Already this year at least two other states have followed California’s lead by passing legislation that limits or entirely prohibits the recovery of intangible environmental damages.  For example, on March 12, 2013, Idaho enacted a law expressly limiting the damages that are recoverable when a person negligently allows a fire to escape from his land.  Allowable damages include reasonable suppression costs, economic damages and either:  (1) the diminution of the fair market value of the property; or (2) the actual costs for restoration of the property, but not intangible environmental damages.  To further dispel any doubt about the availability of intangible environmental damages under Idaho law, a statement of legislative intent included with the new statute further provides that “intangible environmental damages are clearly speculative in nature and should not be recoverable.”

On June 4, 2013, Oregon enacted a law clarifying the liability rules for escaped wildfire in that state.  Much as had been the case before the new law was enacted in California, previous Oregon law simply allowed for the recovery “of the amount of damages suffered.”  In cases where the damages had been the result of willful, malicious or even negligent conduct, Oregon law has also provided for double the recovery of these unspecified damages.  Moreover, the responsible individual could also be liable for firefighting costs.

Oregon’s new law more clearly defines liability for damages caused by an escaped wildfire.  That is, the new law provides for the recovery of “economic and property damage,” which is defined as the:  (1) Lesser of the difference in the fair market value of the property immediately before and immediately after a fire; or (2) Cost of restoring property to the condition the property was in immediately before a fire; plus (3) Any other objectively verifiable monetary losses.  The new Oregon law clarifies that only cases of willful, malicious or grossly negligent violations of state law qualify for double damages, while simply negligent conduct will result in liability only for the actual amount of economic and property damages.  Unreimbursed firefighting costs, however, can also be recovered regardless of whether the fire was caused negligently or willfully.

II. The Liability Of State And Federal Government For Citizen’s Damages Caused By Wildfire

In April of 2013, Colorado increased the cap for damages that individuals can recover from the state for injuries caused by state employees.  The new law raises the cap from $150,000 to $350,000 where injuries to one person result from a single occurrence and increases from $600,000 to $990,000 for injuries caused by state employees to two or more persons in a single occurrence, provided that no single individual recovers more than $350,000. The law was enacted in response to the Lower North Fire, a prescribed burn set by state employees that escaped government control, killing three people and destroying 23 homes.  Although the increase in the damage cap is significant, it still would not come close to compensating individuals who were damaged by the North Fork Fire in an amount approaching $11 million. The extent to which a state may be held liable at all for the wildfire damages it causes to its citizens and whether are not a state’s liability is capped for such damages are matters that differ considerably from state to state.

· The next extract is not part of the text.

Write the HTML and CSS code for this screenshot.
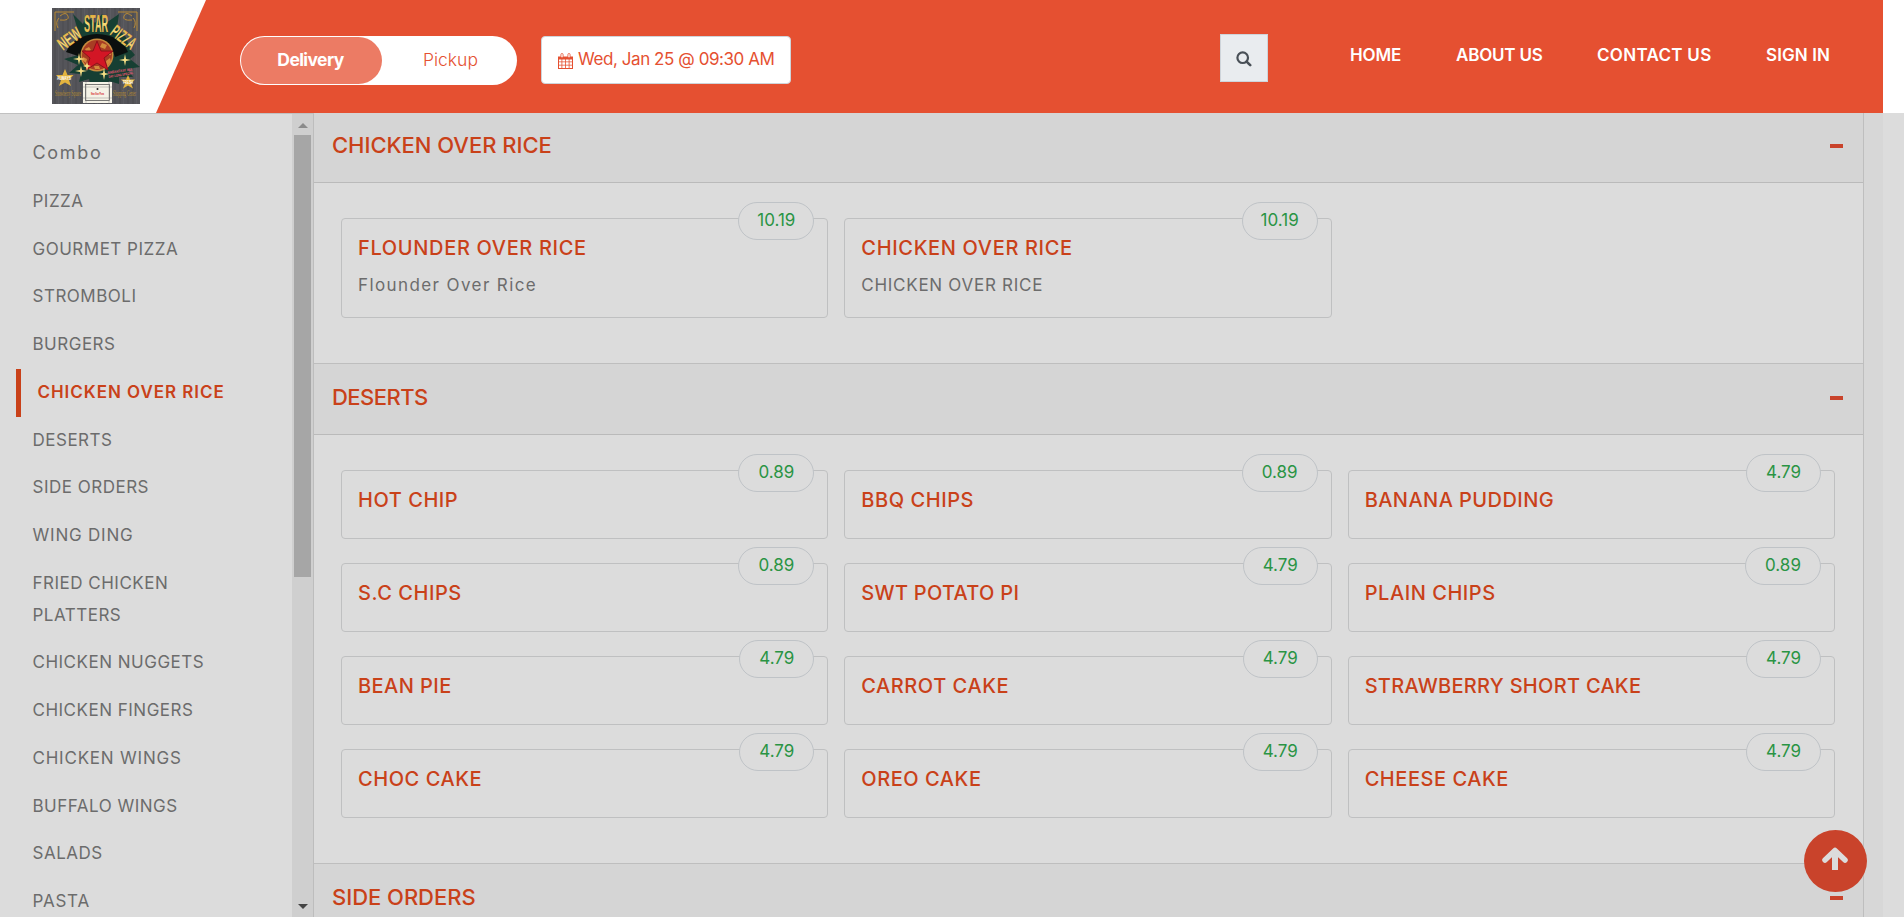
FILE: index.html
```
<!DOCTYPE html>
<html lang="en">
<head>
<meta charset="utf-8">
<title>New Star Pizza</title>
<link rel="stylesheet" href="styles.css">
</head>
<body>
<header class="header">
  <div class="brand">
    <svg class="logo" viewBox="0 0 88 96" width="88" height="96">
      <defs>
        <linearGradient id="gold" x1="0" y1="0" x2="0" y2="1"><stop offset="0" stop-color="#d99a25"/><stop offset=".5" stop-color="#f8dc78"/><stop offset="1" stop-color="#d9a02c"/></linearGradient>
        <pattern id="wood" width="13" height="96" patternUnits="userSpaceOnUse"><rect width="13" height="96" fill="#55555a"/><rect x="2" width="2" height="96" fill="#4f4f53"/><rect x="6" width="1" height="96" fill="#5c5c61"/><rect x="10" width="2" height="96" fill="#505055"/></pattern>
      </defs>
      <rect width="88" height="96" fill="url(#wood)"/>
      <path d="M21 6l10 10 3-9 9 8 7-9 4 9 13-9-2 14 9 9 4 12 5 6-5 4 10 8-13 2 6 8-14 0 0 7-10-3-4 9-6-8-8 5-2-8-10 3 2-8-12-1 9-8-14-6 14-4-5-11 7-7z" fill="#173f33"/>
      <path d="M14 44Q22 27 45 26Q69 27 76 44L63 49Q58 32 45 31Q33 32 29 49z" fill="#0b0f0e"/>
      <circle cx="45" cy="47" r="16.5" fill="#c98b3e"/>
      <circle cx="45" cy="47" r="15" fill="#a83d24"/>
      <path d="M33 41l4-2 2 3-4 3zM50 35l5 2-2 4-5-2zM31 49l4 2-1 4-4-3zM54 53l4-3 1 4-4 4zM42 58l5 0 1 3-5 0zM54 43l4 0 1 4-4 0z" fill="#d38b3d"/>
      <path d="M45 33l4 10 12 0-9 7 4 12-11-7-11 7 4-12-8-7 11 0z" fill="#d31625" stroke="#8e101b" stroke-width="1"/>
      <g fill="none" stroke="#b98a35" stroke-width="1"><path d="M3 23V4H22M6 20q-3-6 1-10M8 8q6-5 8 0t-8 4M85 23V4H66M82 20q3-6-1-10M80 8q-6-5-8 0t8 4"/></g>
      <g transform="translate(11 43) rotate(-36)"><text class="logo-side" textLength="25" lengthAdjust="spacingAndGlyphs">NEW</text></g>
      <text class="logo-mid" x="32" y="24" textLength="24" lengthAdjust="spacingAndGlyphs">STAR</text>
      <g transform="translate(57 26) rotate(37)"><text class="logo-side" textLength="27" lengthAdjust="spacingAndGlyphs">PIZZA</text></g>
      <g fill="#f7df85"><path d="M27 45l1 5 5 1-5 1-1 5-1-5-5-1 5-1zM29 58l1 4 5 1-5 1-1 5-1-5-5-1 5-1zM52 60l1 5 4 1-4 1-1 5-1-5-4-1 4-1zM73 46l1 5 5 1-5 1-1 5-1-5-5-1 5-1zM35 54l1 3 3 1-3 1-1 4-1-4-3-1 3-1z"/></g>
      <path d="M13 61l2.500 6 6 0-4.500 5 2 6-6-3.500-6 3.500 2-6-5-5 6.500 0zM76 67l2 4.500 5 0-4 4 2 5-5-3-5 3 2-5-4-4 5 0z" fill="#e3b43f"/>
      <text class="logo-mini" x="5" y="72" textLength="14" lengthAdjust="spacingAndGlyphs">ALWAYS</text>
      <text class="logo-mini" x="71" y="76" textLength="10" lengthAdjust="spacingAndGlyphs">FRESH</text>
      <g transform="rotate(-9 56 66)"><text class="logo-pink" x="56" y="66" textLength="25" lengthAdjust="spacingAndGlyphs">BREAKFAST ALL</text><text class="logo-pink" x="56" y="70" textLength="25" lengthAdjust="spacingAndGlyphs">DAY LONG SPECIAL</text></g>
      <text class="logo-town" x="3" y="88" textLength="26" lengthAdjust="spacingAndGlyphs">Strawberry Square</text>
      <text class="logo-town" x="61" y="88" textLength="23" lengthAdjust="spacingAndGlyphs">Shopping Center</text>
      <rect x="31" y="74" width="29" height="21" fill="#f5f2e6"/>
      <rect x="33.500" y="76.500" width="24" height="16" fill="none" stroke="#444" stroke-width=".7"/>
      <path d="M31 79h29M31 90h29M34 74v21M57 74v21" stroke="#777" stroke-width=".4"/>
      <circle cx="45.500" cy="81" r="1" fill="#222"/>
      <text class="logo-sign" x="39" y="86.500" textLength="13" lengthAdjust="spacingAndGlyphs">New Star Pizza</text>
    </svg>
  </div>
  <div class="bar">
    <div class="toggle"><span class="mode on">Delivery</span><span class="mode">Pickup</span></div>
    <div class="date">
      <svg width="15" height="16" viewBox="0 0 15 16"><path d="M0 3.500h15V16H0z" fill="#e55031"/><path d="M1 6.500h2.500v2H1zM4.300 6.500h2.800v2H4.300zM7.900 6.500h2.800v2H7.900zM11.500 6.500H14v2h-2.500zM1 9.300h2.500v2.400H1zM4.300 9.300h2.800v2.400H4.300zM7.900 9.300h2.800v2.400H7.900zM11.500 9.300H14v2.400h-2.500zM1 12.500h2.500V15H1zM4.300 12.500h2.800V15H4.300zM7.900 12.500h2.800V15H7.900zM11.500 12.500H14V15h-2.500z" fill="#fff"/><rect x="2.900" y=".5" width="2.200" height="4.300" rx="1.100" fill="#fff" stroke="#e55031" stroke-width=".8"/><rect x="9.900" y=".5" width="2.200" height="4.300" rx="1.100" fill="#fff" stroke="#e55031" stroke-width=".8"/></svg>
      <span>Wed, Jan 25 @ 09:30 AM</span>
    </div>
    <div class="search"><svg width="16" height="16" viewBox="0 0 16 16" fill="none" stroke="#495057" stroke-width="2.200"><circle cx="6.700" cy="6.700" r="5.300"/><path d="M10.600 10.600l3.600 3.600" stroke-width="2.600" stroke-linecap="round"/></svg></div>
    <nav class="nav"><a class="n1">HOME</a><a class="n2">ABOUT US</a><a class="n3">CONTACT US</a><a class="n4">SIGN IN</a></nav>
  </div>
</header>
<div class="page">
  <aside class="sidebar">
    <ul class="cats">
      <li class="mixed">Combo</li><li>PIZZA</li><li>GOURMET PIZZA</li><li>STROMBOLI</li><li>BURGERS</li><li class="active">CHICKEN OVER RICE</li><li>DESERTS</li><li>SIDE ORDERS</li><li class="wide">WING DING</li><li>FRIED CHICKEN<br>PLATTERS</li><li>CHICKEN NUGGETS</li><li>CHICKEN FINGERS</li><li class="wide">CHICKEN WINGS</li><li>BUFFALO WINGS</li><li>SALADS</li><li class="wide">PASTA</li>
    </ul>
    <div class="scroll"><i class="up"></i><i class="thumb"></i><i class="down"></i></div>
  </aside>
  <main class="menu">
    <section>
      <h2 class="head loose">CHICKEN OVER RICE<i class="minus"></i></h2>
      <div class="grid">
        <article class="card tall"><h3>FLOUNDER OVER RICE</h3><p>Flounder Over Rice</p><b class="price">10.19</b></article>
        <article class="card tall"><h3>CHICKEN OVER RICE</h3><p class="caps">CHICKEN OVER RICE</p><b class="price">10.19</b></article>
      </div>
    </section>
    <section>
      <h2 class="head">DESERTS<i class="minus"></i></h2>
      <div class="grid">
        <article class="card"><h3>HOT CHIP</h3><b class="price">0.89</b></article>
        <article class="card"><h3>BBQ CHIPS</h3><b class="price">0.89</b></article>
        <article class="card"><h3 class="even">BANANA PUDDING</h3><b class="price four">4.79</b></article>
        <article class="card"><h3>S.C CHIPS</h3><b class="price">0.89</b></article>
        <article class="card"><h3 class="tight">SWT POTATO PI</h3><b class="price four">4.79</b></article>
        <article class="card"><h3>PLAIN CHIPS</h3><b class="price">0.89</b></article>
        <article class="card"><h3 class="even">BEAN PIE</h3><b class="price four">4.79</b></article>
        <article class="card"><h3>CARROT CAKE</h3><b class="price four">4.79</b></article>
        <article class="card"><h3 class="tight">STRAWBERRY SHORT CAKE</h3><b class="price four">4.79</b></article>
        <article class="card"><h3>CHOC CAKE</h3><b class="price four">4.79</b></article>
        <article class="card"><h3>OREO CAKE</h3><b class="price four">4.79</b></article>
        <article class="card"><h3>CHEESE CAKE</h3><b class="price four">4.79</b></article>
      </div>
    </section>
    <section>
      <h2 class="head loose">SIDE ORDERS<i class="minus"></i></h2>
    </section>
  </main>
  <div class="gutter"></div>
</div>
<a class="top"><svg width="26" height="24" viewBox="0 0 26 24" fill="none" stroke="#dcdcdc"><path d="M13 23V5" stroke-width="6"/><path d="M3 13L13 3.500L23 13" stroke-width="5.500" stroke-linecap="round" stroke-linejoin="round"/></svg></a>
</body>
</html>
```
FILE: styles.css
```
* { box-sizing: border-box; }
body { margin: 0; height: 917px; overflow: hidden; background: #dcdcdc; font-family: Inter, "Liberation Sans", sans-serif; font-size: 17px; }
h2, h3, p, ul { margin: 0; padding: 0; }
ul { list-style: none; }
svg { display: block; flex: none; }

.header { display: flex; height: 113px; padding-right: 21px; background: #fff; }
.brand { width: 156px; flex: none; padding: 8px 0 0 52px; }
.bar { flex: 1; display: flex; align-items: flex-start; padding-left: 84px; background: #e55031; clip-path: polygon(50px 0, 100% 0, 100% 100%, 0 100%); }
.toggle { display: flex; width: 277px; height: 49px; margin-top: 36px; padding: 1px; border-radius: 25px; background: #fff; }
.mode { display: flex; align-items: center; justify-content: center; width: 134px; padding: 0 0 2px 3px; color: #e55031; font-size: 17.500px; font-weight: 300; letter-spacing: 0; }
.mode.on { width: 141px; padding: 0 2px 2px 0; border-radius: 24px; background: #ec7b64; color: #fff; font-weight: 700; letter-spacing: -.6px; }
.date { display: flex; align-items: center; gap: 5px; width: 250px; height: 48px; margin: 36px 0 0 24px; padding: 2px 0 0 16px; border: 1px solid #ced4da; border-radius: 4px; background: #fff; color: #e55031; white-space: nowrap; letter-spacing: -.43px; }
.date span { margin-top: -4px; }
.search { width: 48px; height: 48px; margin: 34px 0 0 429px; padding: 16px 0 0 15px; border: 1px solid #ced4da; background: #e9ecef; }
.nav { display: flex; margin: 44px 0 0 82px; color: #fff; font-weight: 600; line-height: 22px; letter-spacing: -.1px; white-space: nowrap; }
.n1 { width: 106px; }
.n2 { width: 141px; letter-spacing: -.2px; }
.n3 { width: 169px; letter-spacing: .3px; }
.n4 { letter-spacing: .1px; }

.page { display: flex; height: 804px; overflow: hidden; }
.sidebar { display: flex; width: 314px; flex: none; border-top: 1px solid #c1c1c1; border-right: 1px solid #bdbdbd; }
.cats { flex: 1; padding: 16px 0 0 16px; color: #6c6c6c; line-height: 31.770px; letter-spacing: .5px; }
.cats li { padding: 8px 0 8px 16.500px; white-space: nowrap; }
.cats .mixed { padding: 7px 0 9px 16.500px; font-size: 18px; letter-spacing: 1.700px; }
.cats .wide { letter-spacing: .78px; }
.cats .active { padding-left: 16.500px; border-left: 5px solid #c94119; color: #c94119; font-weight: 600; letter-spacing: .96px; }
.scroll { display: flex; flex-direction: column; align-items: center; width: 21px; padding: 9px 0 8px; background: #cfcfcf; }
.up { border: 5px solid transparent; border-top: 0; border-bottom: 5px solid #8b8b8b; }
.thumb { width: 17px; height: 442px; margin-top: 7px; background: #a6a6a6; }
.down { margin-top: auto; border: 5px solid transparent; border-bottom: 0; border-top: 5px solid #444; }

.menu { width: 1550px; flex: none; margin-top: -2px; border-right: 1px solid #bebebe; }
.gutter { width: 19px; background: #d7d7d7; }
.head { display: flex; justify-content: space-between; height: 72px; padding: 21px 20px 0 18px; border-top: 1px solid #bebebe; border-bottom: 1px solid #bababa; background: #d5d5d5; color: #c94119; font-size: 22px; font-weight: 550; line-height: 24px; letter-spacing: -.55px; }
.head.loose { letter-spacing: -.03px; }
.minus { width: 13px; height: 4px; margin-top: 11px; background: #c9432b; }
.grid { display: grid; grid-template-columns: repeat(3, 1fr); gap: 24px 16px; padding: 35px 28px 45px 27px; }
.card { position: relative; height: 69px; padding: 16px; border: 1px solid #bfc0c1; border-radius: 4px; }
.card.tall { height: 100px; }
.card h3 { color: #c94119; font-size: 20px; font-weight: 550; line-height: 26px; letter-spacing: .55px; white-space: nowrap; }
.card.tall h3 { letter-spacing: .66px; }
.card .even { letter-spacing: .45px; }
.card .tight { letter-spacing: .29px; }
.card p { margin-top: 12px; color: #6c6c6c; line-height: 24px; letter-spacing: 1.400px; }
.card .caps { letter-spacing: .72px; }
.price { position: absolute; top: -17px; right: 13px; width: 76px; height: 38px; border: 1px solid #bfc3c7; border-radius: 19px; background: #dcdcdc; color: #2a9444; font-weight: 400; line-height: 35px; text-align: center; letter-spacing: 0; }
.price.four { width: 75px; }
.top { position: absolute; left: 1804px; top: 830px; width: 63px; height: 62px; padding: 17px 0 0 18px; border-radius: 50%; background: #c9432b; }

.logo-side { font: 700 18px "Liberation Sans", sans-serif; fill: url(#gold); }
.logo-mid { font: 700 23px "Liberation Sans", sans-serif; fill: url(#gold); }
.logo-mini { font: 700 4.500px "Liberation Sans", sans-serif; fill: #fff; }
.logo-pink { font: 700 3.500px "Liberation Sans", sans-serif; fill: #f05575; }
.logo-town { font: 9px "Liberation Serif", serif; fill: #b58b32; }
.logo-sign { font: 700 3px "Liberation Sans", sans-serif; fill: #d31625; }
```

In this regard, damages for a wildfire that escapes from federal lands due to the alleged negligence of federal employees and harms private citizens and/or their property is governed by the Federal Tort Claim Act, 28 U.S.C. §§ 1346 (b) and 2671, et seq. (FTCA).  Notably, unlike Colorado, the FTCA places no cap on damages; however, because the law provides a limited waiver of the federal government’s traditional “sovereign immunity” from suit, the FTCA does contain a number of substantive and procedural hurdles to jurisdiction.  Thus, absent considerable experience with the FTCA and the dozens of fire-related decisions that have interpreted the statue since its enactment in 1948, these hurdles may well prove insurmountable, in which case a federal court will dismiss the case without having ever reached the central issue of whether the negligence of federal employees caused the citizen’s damages.

Conclusion 

State laws governing liability for damages caused by escaped wildfire may have been enacted at a time when large wildfires were less of a concern and/or fail to clearly define the types of damages that may be recovered as a result of such fires.  Accordingly, federal authorities, particularly in the western United States, have sought to recover large damage awards under such laws from private parties for fires that escape from private lands and damage federal property.  Of course, there is no reason that a private party sustaining damages due to an escaped fire could not also have recourse to these laws. 2

In an effort to clarify the situation, at least three states in the past 12 months have amended their laws pertaining to liability for damages resulting from escaped wildfire in a variety of ways, including by eliminating or reducing the recovery of non-economic (e.g., “ecological”) damages and better defining the specific types of economic damages that are available.  Forest landowners will be well-served to understand the laws and regulations that govern liability in their own states and consider whether those laws continue to operate fairly and clearly define liability for damages caused by escaped wildlife.